--- Begin The records ---
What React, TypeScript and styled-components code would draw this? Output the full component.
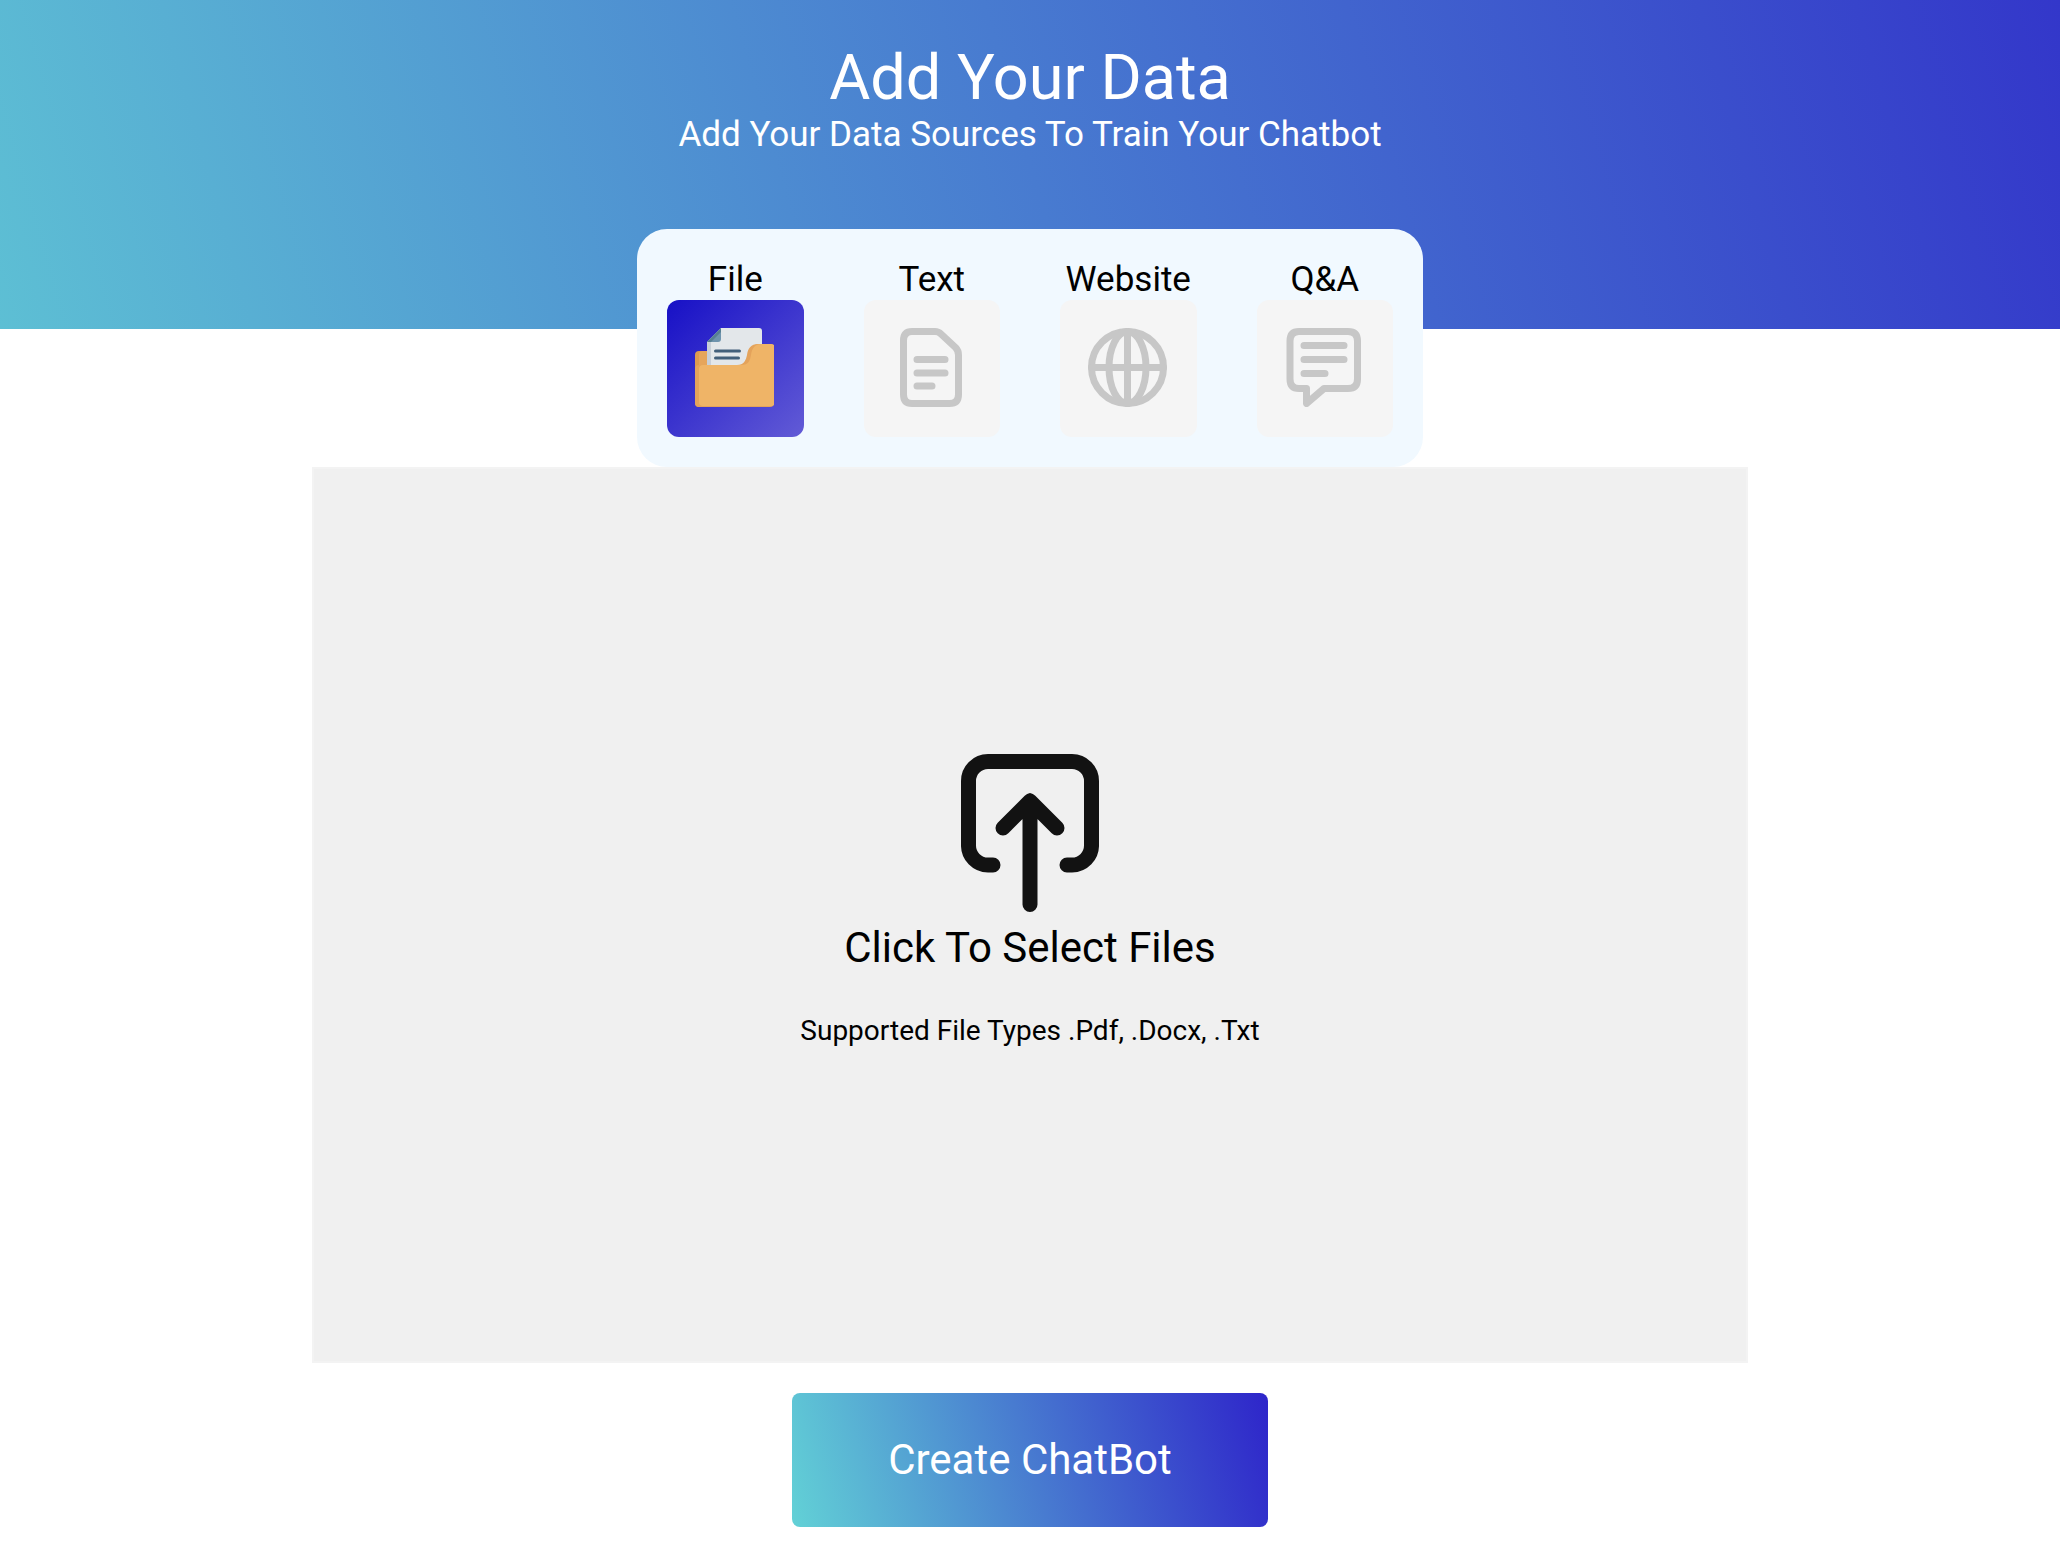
import React, { useRef, useState } from "react";
import styled, { createGlobalStyle, css } from "styled-components";

const GlobalStyle = createGlobalStyle`
  *, *::before, *::after { box-sizing: border-box; }
  body {
    margin: 0;
    background: #ffffff;
    color: #000000;
    font-family: Roboto, "Liberation Sans", sans-serif;
  }
  button { font-family: inherit; color: inherit; cursor: pointer; }
`;

const Page = styled.div`
  display: flex;
  flex-direction: column;
  align-items: center;
`;

const Hero = styled.header`
  align-self: stretch;
  height: 329px;
  padding-top: 40px;
  text-align: center;
  color: #ffffff;
  background: linear-gradient(74deg, #5dbfd4 0%, #487bd0 50%, #3337ca 100%);
`;

const Title = styled.h1`
  margin: 0;
  font-size: 63px;
  line-height: 76px;
  font-weight: 400;
`;

const Subtitle = styled.p`
  margin: 0;
  font-size: 35px;
  line-height: 38px;
`;

const SourceTabs = styled.nav`
  display: grid;
  grid-template-columns: repeat(4, 1fr);
  gap: 60px;
  width: 786px;
  max-width: 100%;
  margin-top: -100px;
  padding: 30px;
  border-radius: 30px;
  background: #f1f9ff;
`;

const SourceButton = styled.button`
  display: flex;
  flex-direction: column;
  align-items: center;
  padding: 0;
  border: 0;
  background: none;
  font-size: 35px;
  line-height: 41px;
`;

const IconTile = styled.span<{ $active: boolean }>`
  display: flex;
  align-items: center;
  justify-content: center;
  align-self: stretch;
  height: 137px;
  padding: 0 2px 2px 0;
  border-radius: 12px;
  background: #f5f5f5;
  ${({ $active }) =>
    $active &&
    css`
      background: linear-gradient(135deg, #1710c6 0%, #625bd6 100%);
    `}
`;

const DropPanel = styled.button`
  display: flex;
  flex-direction: column;
  align-items: center;
  justify-content: center;
  width: calc(100% - 624px);
  min-width: 640px;
  height: 896px;
  padding: 0 0 28px;
  border: 2px solid #f3f3f3;
  background: #f0f0f0;
`;

const PanelHeading = styled.span`
  margin-top: 11px;
  font-size: 42px;
  line-height: 50px;
`;

const PanelHint = styled.span`
  margin-top: 41px;
  font-size: 28px;
  line-height: 34px;
`;

const CreateButton = styled.button`
  width: 476px;
  height: 134px;
  margin: 30px 0 19px;
  padding: 0;
  border: 0;
  border-radius: 8px;
  color: #ffffff;
  font-size: 42px;
  line-height: 50px;
  background: linear-gradient(74deg, #62d1d6 0%, #487bd0 50%, #2e25ca 100%);
`;

const FolderIcon = () => (
  <svg width="79" height="79" viewBox="0 0 79 79" aria-hidden="true">
    <path d="M0 27q0-4 4-4h14v56H4q-4 0-4-4z" fill="#dd9a4f" />
    <path d="M4 27q0-4 4-4h14v26H4z" fill="#e6a55b" />
    <path d="M12 14 26 0h38q3 0 3 3v40H12z" fill="#e3e7ea" />
    <path d="M12 14h4v25h-4z" fill="#c8cfd8" />
    <path d="M12 14 26 0v11q0 3-3 3z" fill="#6f94ad" />
    <path d="M12 14 26 0v4L16 14z" fill="#567f92" />
    <path d="M46 37c8-2 6-9 8-14 2-4 5-7 11-7l-3 24z" fill="#e3a05a" />
    <path d="M20.500 23h24M20.500 30h23" stroke="#425f7a" strokeWidth="3" strokeLinecap="round" />
    <path
      d="M4 37h38c7 0 9-5 10-10 1-7 4-11 11-11h12q4 0 4 4v55q0 4-4 4H4q-4 0-4-4V41q0-4 4-4z"
      fill="#e4a35b"
    />
    <path
      d="M8 37h38c8 0 9-5 10-10 1-7 4-11 10-11h10q4 0 4 4v54q0 4-4 4H8q-4 0-4-4V41q0-4 4-4z"
      fill="#efb467"
    />
  </svg>
);

const OutlineIcon = ({ children }: { children: React.ReactNode }) => (
  <svg
    width="79"
    height="79"
    viewBox="0 0 79 79"
    fill="none"
    stroke="#c7c7c7"
    strokeWidth="7"
    strokeLinecap="round"
    strokeLinejoin="round"
    aria-hidden="true"
  >
    {children}
  </svg>
);

const TextIcon = () => (
  <OutlineIcon>
    <path d="M21 3.500H44Q47.500 3.500 50 6L64.500 19.500Q67.500 22.500 67.500 27V66.500Q67.500 75.500 58.500 75.500H21Q12.500 75.500 12.500 66.500V12.500Q12.500 3.500 21 3.500Z" />
    <path d="M26 31.500h28M26 45h28M26 58h15" />
  </OutlineIcon>
);

const GlobeIcon = () => (
  <OutlineIcon>
    <circle cx="39.500" cy="39.500" r="36" />
    <ellipse cx="39.500" cy="39.500" rx="18.500" ry="36" />
    <path d="M39.500 3.500v72M3.500 39.500h72" />
  </OutlineIcon>
);

const ChatIcon = () => (
  <OutlineIcon>
    <path d="M15 3.500H64Q73.500 3.500 73.500 13V51Q73.500 60.500 64 60.500H40L22.500 75.500V60.500H15Q6 60.500 6 51V13Q6 3.500 15 3.500Z" />
    <path d="M20 17.500h40M20 31.500h40M20 45.500h21" />
  </OutlineIcon>
);

const UploadIcon = () => (
  <svg
    width="138"
    height="158"
    viewBox="0 0 138 158"
    fill="none"
    stroke="#121212"
    strokeWidth="15"
    strokeLinecap="round"
    strokeLinejoin="round"
    aria-hidden="true"
  >
    <path d="M32 111H27A19.500 19.500 0 0 1 7.500 91V27A19.500 19.500 0 0 1 27 7.500H111A19.500 19.500 0 0 1 130.500 27V91A19.500 19.500 0 0 1 111 111H106" />
    <path d="M69 150.500V47M42 74 69 47l27 27" />
  </svg>
);

const sources = [
  { name: "File", Icon: FolderIcon },
  { name: "Text", Icon: TextIcon },
  { name: "Website", Icon: GlobeIcon },
  { name: "Q&A", Icon: ChatIcon },
];

export default function App() {
  const [active, setActive] = useState("File");
  const fileInput = useRef<HTMLInputElement>(null);

  return (
    <>
      <GlobalStyle />
      <Page>
        <Hero>
          <Title>Add Your Data</Title>
          <Subtitle>Add Your Data Sources To Train Your Chatbot</Subtitle>
        </Hero>
        <SourceTabs aria-label="Data sources">
          {sources.map(({ name, Icon }) => (
            <SourceButton
              key={name}
              type="button"
              aria-pressed={name === active}
              onClick={() => setActive(name)}
            >
              {name}
              <IconTile $active={name === active}>
                <Icon />
              </IconTile>
            </SourceButton>
          ))}
        </SourceTabs>
        <DropPanel type="button" onClick={() => fileInput.current?.click()}>
          <UploadIcon />
          <PanelHeading>Click To Select Files</PanelHeading>
          <PanelHint>Supported File Types .Pdf, .Docx, .Txt</PanelHint>
        </DropPanel>
        <input ref={fileInput} type="file" accept=".pdf,.docx,.txt" multiple hidden />
        <CreateButton type="button">Create ChatBot</CreateButton>
      </Page>
    </>
  );
}
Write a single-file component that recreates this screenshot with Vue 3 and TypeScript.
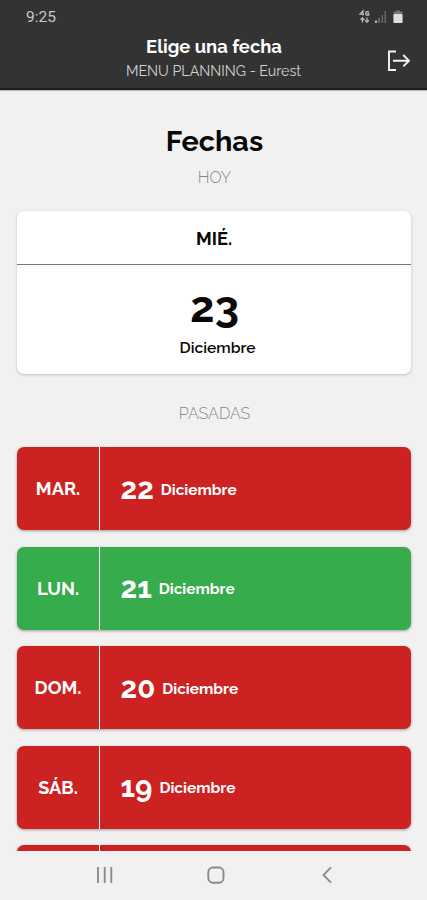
--- End The records ---
Write out the records above exactly as they stand, leaving out every picture.

Response to the exercise
What React, TypeScript and styled-components code would draw this? Output the full component.
import React, { useRef, useState } from "react";
import styled, { createGlobalStyle, css } from "styled-components";

const GlobalStyle = createGlobalStyle`
  *, *::before, *::after { box-sizing: border-box; }
  body {
    margin: 0;
    background: #ffffff;
    color: #000000;
    font-family: Roboto, "Liberation Sans", sans-serif;
  }
  button { font-family: inherit; color: inherit; cursor: pointer; }
`;

const Page = styled.div`
  display: flex;
  flex-direction: column;
  align-items: center;
`;

const Hero = styled.header`
  align-self: stretch;
  height: 329px;
  padding-top: 40px;
  text-align: center;
  color: #ffffff;
  background: linear-gradient(74deg, #5dbfd4 0%, #487bd0 50%, #3337ca 100%);
`;

const Title = styled.h1`
  margin: 0;
  font-size: 63px;
  line-height: 76px;
  font-weight: 400;
`;

const Subtitle = styled.p`
  margin: 0;
  font-size: 35px;
  line-height: 38px;
`;

const SourceTabs = styled.nav`
  display: grid;
  grid-template-columns: repeat(4, 1fr);
  gap: 60px;
  width: 786px;
  max-width: 100%;
  margin-top: -100px;
  padding: 30px;
  border-radius: 30px;
  background: #f1f9ff;
`;

const SourceButton = styled.button`
  display: flex;
  flex-direction: column;
  align-items: center;
  padding: 0;
  border: 0;
  background: none;
  font-size: 35px;
  line-height: 41px;
`;

const IconTile = styled.span<{ $active: boolean }>`
  display: flex;
  align-items: center;
  justify-content: center;
  align-self: stretch;
  height: 137px;
  padding: 0 2px 2px 0;
  border-radius: 12px;
  background: #f5f5f5;
  ${({ $active }) =>
    $active &&
    css`
      background: linear-gradient(135deg, #1710c6 0%, #625bd6 100%);
    `}
`;

const DropPanel = styled.button`
  display: flex;
  flex-direction: column;
  align-items: center;
  justify-content: center;
  width: calc(100% - 624px);
  min-width: 640px;
  height: 896px;
  padding: 0 0 28px;
  border: 2px solid #f3f3f3;
  background: #f0f0f0;
`;

const PanelHeading = styled.span`
  margin-top: 11px;
  font-size: 42px;
  line-height: 50px;
`;

const PanelHint = styled.span`
  margin-top: 41px;
  font-size: 28px;
  line-height: 34px;
`;

const CreateButton = styled.button`
  width: 476px;
  height: 134px;
  margin: 30px 0 19px;
  padding: 0;
  border: 0;
  border-radius: 8px;
  color: #ffffff;
  font-size: 42px;
  line-height: 50px;
  background: linear-gradient(74deg, #62d1d6 0%, #487bd0 50%, #2e25ca 100%);
`;

const FolderIcon = () => (
  <svg width="79" height="79" viewBox="0 0 79 79" aria-hidden="true">
    <path d="M0 27q0-4 4-4h14v56H4q-4 0-4-4z" fill="#dd9a4f" />
    <path d="M4 27q0-4 4-4h14v26H4z" fill="#e6a55b" />
    <path d="M12 14 26 0h38q3 0 3 3v40H12z" fill="#e3e7ea" />
    <path d="M12 14h4v25h-4z" fill="#c8cfd8" />
    <path d="M12 14 26 0v11q0 3-3 3z" fill="#6f94ad" />
    <path d="M12 14 26 0v4L16 14z" fill="#567f92" />
    <path d="M46 37c8-2 6-9 8-14 2-4 5-7 11-7l-3 24z" fill="#e3a05a" />
    <path d="M20.500 23h24M20.500 30h23" stroke="#425f7a" strokeWidth="3" strokeLinecap="round" />
    <path
      d="M4 37h38c7 0 9-5 10-10 1-7 4-11 11-11h12q4 0 4 4v55q0 4-4 4H4q-4 0-4-4V41q0-4 4-4z"
      fill="#e4a35b"
    />
    <path
      d="M8 37h38c8 0 9-5 10-10 1-7 4-11 10-11h10q4 0 4 4v54q0 4-4 4H8q-4 0-4-4V41q0-4 4-4z"
      fill="#efb467"
    />
  </svg>
);

const OutlineIcon = ({ children }: { children: React.ReactNode }) => (
  <svg
    width="79"
    height="79"
    viewBox="0 0 79 79"
    fill="none"
    stroke="#c7c7c7"
    strokeWidth="7"
    strokeLinecap="round"
    strokeLinejoin="round"
    aria-hidden="true"
  >
    {children}
  </svg>
);

const TextIcon = () => (
  <OutlineIcon>
    <path d="M21 3.500H44Q47.500 3.500 50 6L64.500 19.500Q67.500 22.500 67.500 27V66.500Q67.500 75.500 58.500 75.500H21Q12.500 75.500 12.500 66.500V12.500Q12.500 3.500 21 3.500Z" />
    <path d="M26 31.500h28M26 45h28M26 58h15" />
  </OutlineIcon>
);

const GlobeIcon = () => (
  <OutlineIcon>
    <circle cx="39.500" cy="39.500" r="36" />
    <ellipse cx="39.500" cy="39.500" rx="18.500" ry="36" />
    <path d="M39.500 3.500v72M3.500 39.500h72" />
  </OutlineIcon>
);

const ChatIcon = () => (
  <OutlineIcon>
    <path d="M15 3.500H64Q73.500 3.500 73.500 13V51Q73.500 60.500 64 60.500H40L22.500 75.500V60.500H15Q6 60.500 6 51V13Q6 3.500 15 3.500Z" />
    <path d="M20 17.500h40M20 31.500h40M20 45.500h21" />
  </OutlineIcon>
);

const UploadIcon = () => (
  <svg
    width="138"
    height="158"
    viewBox="0 0 138 158"
    fill="none"
    stroke="#121212"
    strokeWidth="15"
    strokeLinecap="round"
    strokeLinejoin="round"
    aria-hidden="true"
  >
    <path d="M32 111H27A19.500 19.500 0 0 1 7.500 91V27A19.500 19.500 0 0 1 27 7.500H111A19.500 19.500 0 0 1 130.500 27V91A19.500 19.500 0 0 1 111 111H106" />
    <path d="M69 150.500V47M42 74 69 47l27 27" />
  </svg>
);

const sources = [
  { name: "File", Icon: FolderIcon },
  { name: "Text", Icon: TextIcon },
  { name: "Website", Icon: GlobeIcon },
  { name: "Q&A", Icon: ChatIcon },
];

export default function App() {
  const [active, setActive] = useState("File");
  const fileInput = useRef<HTMLInputElement>(null);

  return (
    <>
      <GlobalStyle />
      <Page>
        <Hero>
          <Title>Add Your Data</Title>
          <Subtitle>Add Your Data Sources To Train Your Chatbot</Subtitle>
        </Hero>
        <SourceTabs aria-label="Data sources">
          {sources.map(({ name, Icon }) => (
            <SourceButton
              key={name}
              type="button"
              aria-pressed={name === active}
              onClick={() => setActive(name)}
            >
              {name}
              <IconTile $active={name === active}>
                <Icon />
              </IconTile>
            </SourceButton>
          ))}
        </SourceTabs>
        <DropPanel type="button" onClick={() => fileInput.current?.click()}>
          <UploadIcon />
          <PanelHeading>Click To Select Files</PanelHeading>
          <PanelHint>Supported File Types .Pdf, .Docx, .Txt</PanelHint>
        </DropPanel>
        <input ref={fileInput} type="file" accept=".pdf,.docx,.txt" multiple hidden />
        <CreateButton type="button">Create ChatBot</CreateButton>
      </Page>
    </>
  );
}
Write a single-file component that recreates this screenshot with Vue 3 and TypeScript.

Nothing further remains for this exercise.